As part of the reconciliation effort the British Council has been working with so called ‘Active Citizens’ in Kenya to help build social cohesion. The Kenyans visited Wales in 2009 and saw Cardiff City’s Football in the Community team developing players and coaches. The Welsh volunteers were then invited back to Kenya for a week of practical coaching sessions and discussions on how we can use football to bridge divisions. Every one there had a story to tell.

“Call me Scaar,” sayid Oscar Omondi Onyango, “it’s what they call me back home in Nyanza Province.” Scaar has witnessed for years how families in Nyanza have suffered from cattle rustling.
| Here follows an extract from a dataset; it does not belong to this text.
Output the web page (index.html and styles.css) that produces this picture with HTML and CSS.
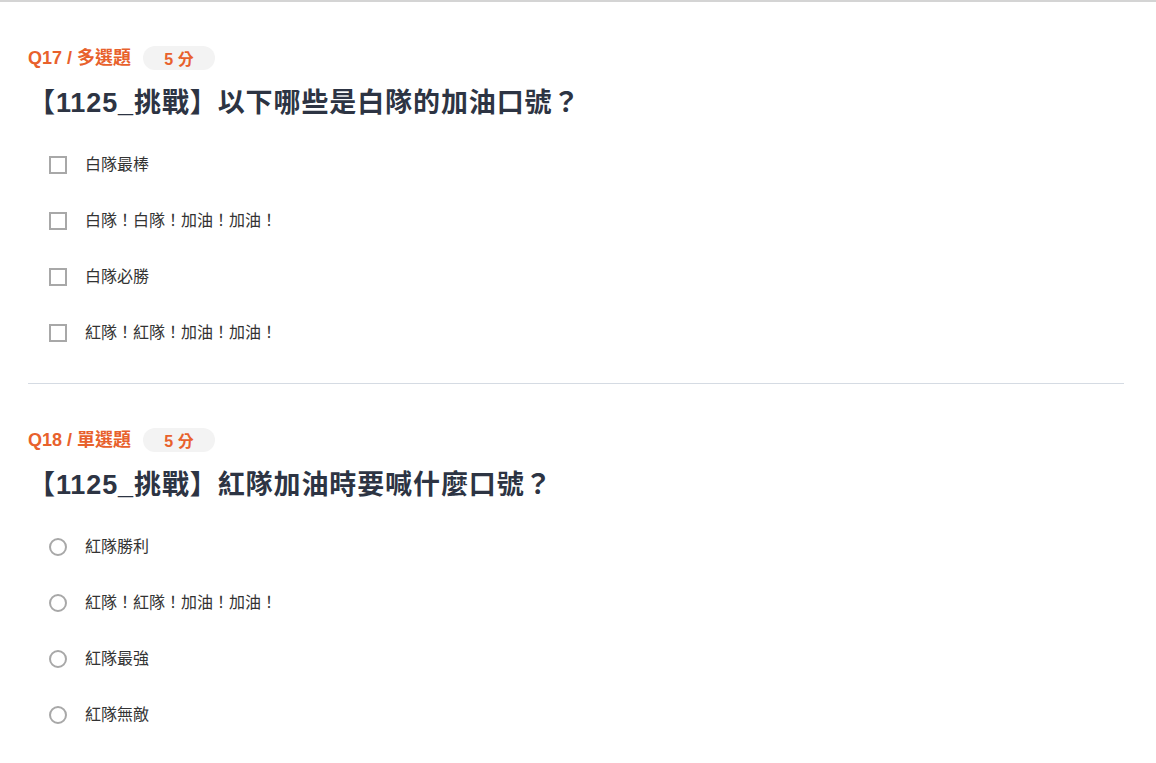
FILE: index.html
```html
<!DOCTYPE html>
<html lang="zh-Hant">
<head>
<meta charset="utf-8">
<link rel="stylesheet" href="styles.css">
</head>
<body>
<main class="quiz">
  <section class="question">
    <div class="q-head">
      <span class="q-label">Q17 / 多選題</span>
      <span class="q-score">5 分</span>
    </div>
    <h2 class="q-title">【1125_挑戰】以下哪些是白隊的加油口號？</h2>
    <ul class="options">
      <li class="option"><span class="box"></span><span class="opt-text">白隊最棒</span></li>
      <li class="option"><span class="box"></span><span class="opt-text">白隊！白隊！加油！加油！</span></li>
      <li class="option"><span class="box"></span><span class="opt-text">白隊必勝</span></li>
      <li class="option"><span class="box"></span><span class="opt-text">紅隊！紅隊！加油！加油！</span></li>
    </ul>
  </section>
  <section class="question">
    <div class="q-head">
      <span class="q-label">Q18 / 單選題</span>
      <span class="q-score">5 分</span>
    </div>
    <h2 class="q-title">【1125_挑戰】紅隊加油時要喊什麼口號？</h2>
    <ul class="options">
      <li class="option"><span class="box round"></span><span class="opt-text">紅隊勝利</span></li>
      <li class="option"><span class="box round"></span><span class="opt-text">紅隊！紅隊！加油！加油！</span></li>
      <li class="option"><span class="box round"></span><span class="opt-text">紅隊最強</span></li>
      <li class="option"><span class="box round"></span><span class="opt-text">紅隊無敵</span></li>
    </ul>
  </section>
</main>
</body>
</html>
```
FILE: styles.css
```css
html, body {
  margin: 0;
  padding: 0;
  background: #fff;
}
body {
  border-top: 2px solid #d4d4d4;
  font-family: "Liberation Sans", Arial, "Noto Sans CJK TC", sans-serif;
  color: #333;
}
.quiz {
  padding: 0 32px 0 28px;
}
.question {
  padding: 44px 0 39px;
}
.question + .question {
  border-top: 1px solid #d5dbe3;
  padding-top: 44px;
}
.q-head {
  display: flex;
  align-items: center;
  gap: 12px;
  height: 24px;
}
.q-label {
  color: #e8612c;
  font-size: 18px;
  font-weight: bold;
  line-height: 24px;
}
.q-score {
  display: inline-flex;
  align-items: center;
  justify-content: center;
  width: 72px;
  height: 24px;
  border-radius: 12px;
  background: #f3f3f3;
  color: #e8612c;
  font-size: 16px;
  font-weight: bold;
}
.q-title {
  margin: 15px 0 0;
  font-size: 27px;
  line-height: 36px;
  font-weight: bold;
  color: #2d3443;
  letter-spacing: 0.9px;
}
.options {
  list-style: none;
  margin: 31px 0 0;
  padding: 0 0 0 21px;
  display: flex;
  flex-direction: column;
  gap: 32px;
}
.option {
  display: flex;
  align-items: center;
  gap: 18px;
  height: 24px;
}
.box {
  width: 18px;
  height: 18px;
  box-sizing: border-box;
  border: 2px solid #a8a8a8;
  flex: none;
  margin-top: 2px;
}
.box.round {
  border-radius: 50%;
}
.opt-text {
  font-size: 16px;
  line-height: 24px;
  color: #333;
  margin-top: 1px;
}
```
Tit for tat raids have left many dead and the homes of suspects have been torched.

It had to stop. So Scaar organised a community football festival to ‘sensitise’ young men as he puts it and listened attentively to Miz Rahman from the Welsh Football Trust talk about the South Wales multicultural league. Miz arranged for Pakistani, Somali and other teams to play in a league of their own. It proved a big success and rather than ghettoising these players, Cardiff’s Yemeni and Swansea’s Bangladeshi teams both now play in the regular Sunday leagues.

In Diani, south of Mombassa, we met Bakari who had visited Cardiff in 2009. He’d also organised a football tournament ahead of last year’s referendum in Kenya. Kenya’s coastal strip is a cosmopolitan area and there are many conflicting traditions vying for power. Speeches between the games at the tournament urged youths not to fight. It may have been coincidence, but the referendum passed without any serious incident.

So will the work of the Welsh and Kenyan volunteers influence anything on the ground? Who knows? But if the president were chosen on the basis of commitment and goodwill, then Stabua, Scaar or any one of the Active Citizens I met in Kenya would get my vote.